The US was divided into three regions, with the central US ranking 7th, Eastern US ranking 11th and Western US 21st.

Global insurers come together over natural disasters
Global insurance executives have come together in an insurance forum to help reduce the impact of natural disasters and climate change in developing markets, according to a report by Financial Times

The Insurance Development Forum (IDF) was launched in Paris last year in a climate change summit in aims of connecting the insurance industry and development agencies.

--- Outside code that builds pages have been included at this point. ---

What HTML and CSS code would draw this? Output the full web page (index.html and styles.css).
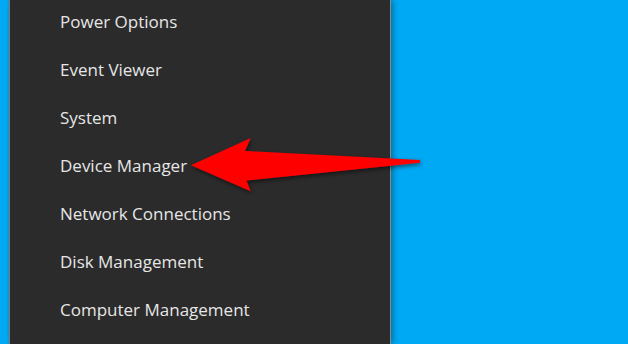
FILE: index.html
```html
<!DOCTYPE html>
<html>
<head>
<meta charset="utf-8">
<link rel="stylesheet" href="styles.css">
</head>
<body>
<div class="desktop">
  <nav class="menu">
    <ul class="items">
      <li class="item">Power Options</li>
      <li class="item">Event Viewer</li>
      <li class="item">System</li>
      <li class="item">Device Manager</li>
      <li class="item">Network Connections</li>
      <li class="item">Disk Management</li>
      <li class="item">Computer Management</li>
    </ul>
  </nav>
</div>
<svg class="arrow" width="628" height="344" viewBox="0 0 628 344">
  <defs>
    <filter id="sh" x="-20%" y="-50%" width="140%" height="200%">
      <feDropShadow dx="1" dy="2" stdDeviation="2" flood-color="#000" flood-opacity="0.55"/>
    </filter>
  </defs>
  <polygon filter="url(#sh)" fill="#ff0000" points="191,165.3 250.7,138 245,151 420,160 420,162.8 246.5,180.5 250.7,191.3"/>
</svg>
</body>
</html>
```

FILE: styles.css
```css
html, body {
  margin: 0;
  padding: 0;
  width: 628px;
  height: 344px;
  overflow: hidden;
}
body {
  background: #00a9f4;
  font-family: "Open Sans", "Noto Sans", sans-serif;
}
.desktop {
  display: flex;
  height: 344px;
  padding-left: 9px;
}
.menu {
  width: 380px;
  height: 344px;
  background: #2b2b2b;
  border-left: 1px solid #7a7a7a;
  border-right: 1px solid #8a8a8a;
  box-shadow: 2px 0 6px rgba(0, 0, 0, 0.35);
  overflow: hidden;
}
.items {
  list-style: none;
  margin: -2px 0 0 0;
  padding: 0;
}
.item {
  height: 48px;
  line-height: 48px;
  padding-left: 50px;
  color: #e6e6e6;
  font-size: 17px;
  white-space: nowrap;
}
.arrow {
  position: absolute;
  left: 0;
  top: 0;
  pointer-events: none;
}
```
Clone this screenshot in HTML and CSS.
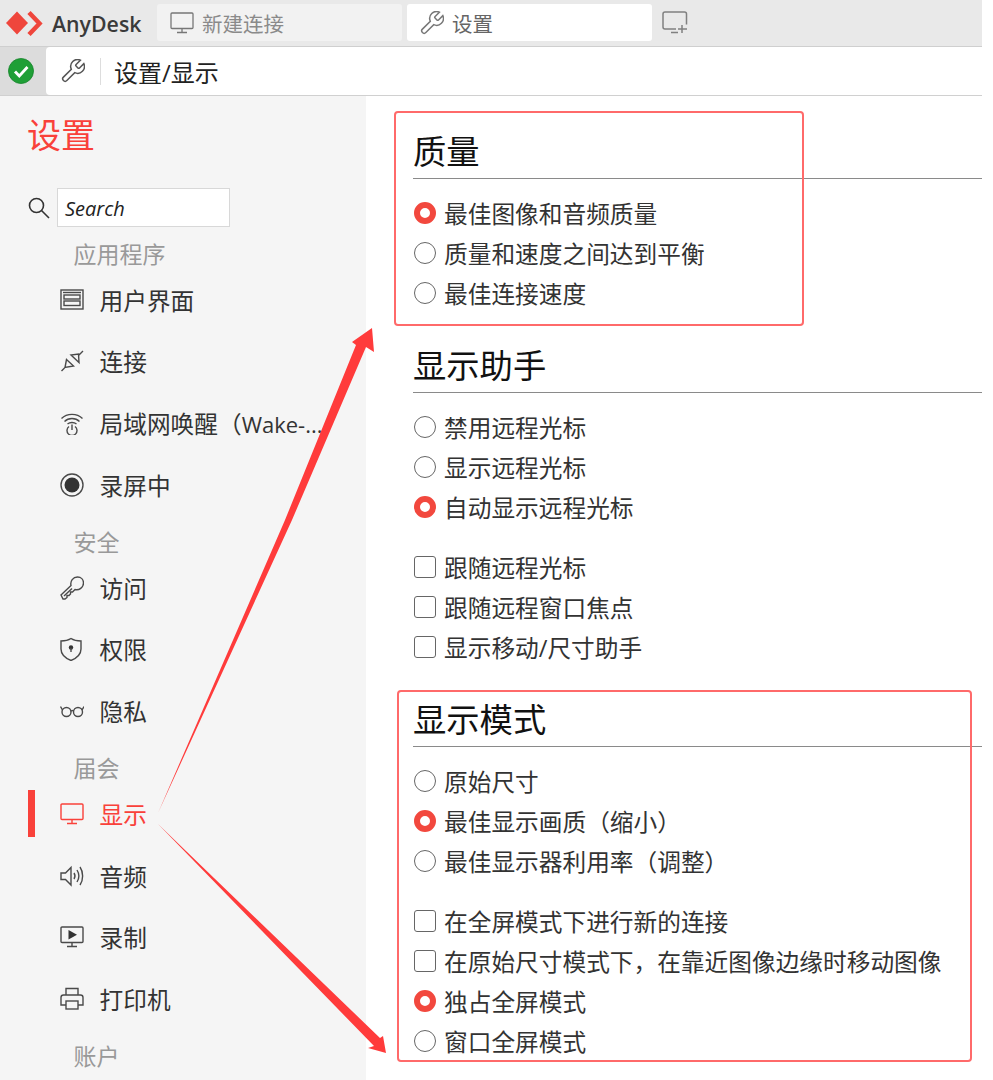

It brought together diverse institutions including the United Nations, the World Bank, government agencies, and insurance companies and brokers.

Comprising IDF’s steering group are Bank of England governor Mark Carney, Lloyd’s of London chief executive Inga Beale, Munich Re chairman Nikolaus von Bomhard, and incoming Swiss Re chief Christian Mumenthaler. Also among IDF’s rank of executives are Axa’s Denis Duverne, Scor’s Denis Kessler, and chief executives John Haley of Willis Towers Watson and Gregory Case of Aon.

Stephen Catlin, of XL Catlin, co-chairs IDF along with former New Zealand prime minister Helen Clark, and World Bank’s Joaquim Levy.

“I felt for a long time that our industry has been pretty hopeless at speaking with a single voice,” Catlin said to Financial Times. “I didn’t get turned down by anyone, which tells you something. There’s a lot of common interest in this, which is why so many chief executives are involved. We all feel that the product we sell has tremendous social value.”

Emerging countries vulnerable to natural disasters and climate change have long suffered from lack of coverage. The Nepal earthquake, for example, which according to Swiss Re is the biggest natural disaster of 2015, was not one of the top six insured catastrophe losses of that year.

Catlin told the Financial Times that the IDF will look at a range of options to ensure better coverage for those that need it most.

“It’s about giving more cover for emerging nations, especially for elemental perils which are on the increase,” adding that “solutions range from microinsurance right up to governments, regulators and banks seeing the benefit of having asset protections against catastrophe.”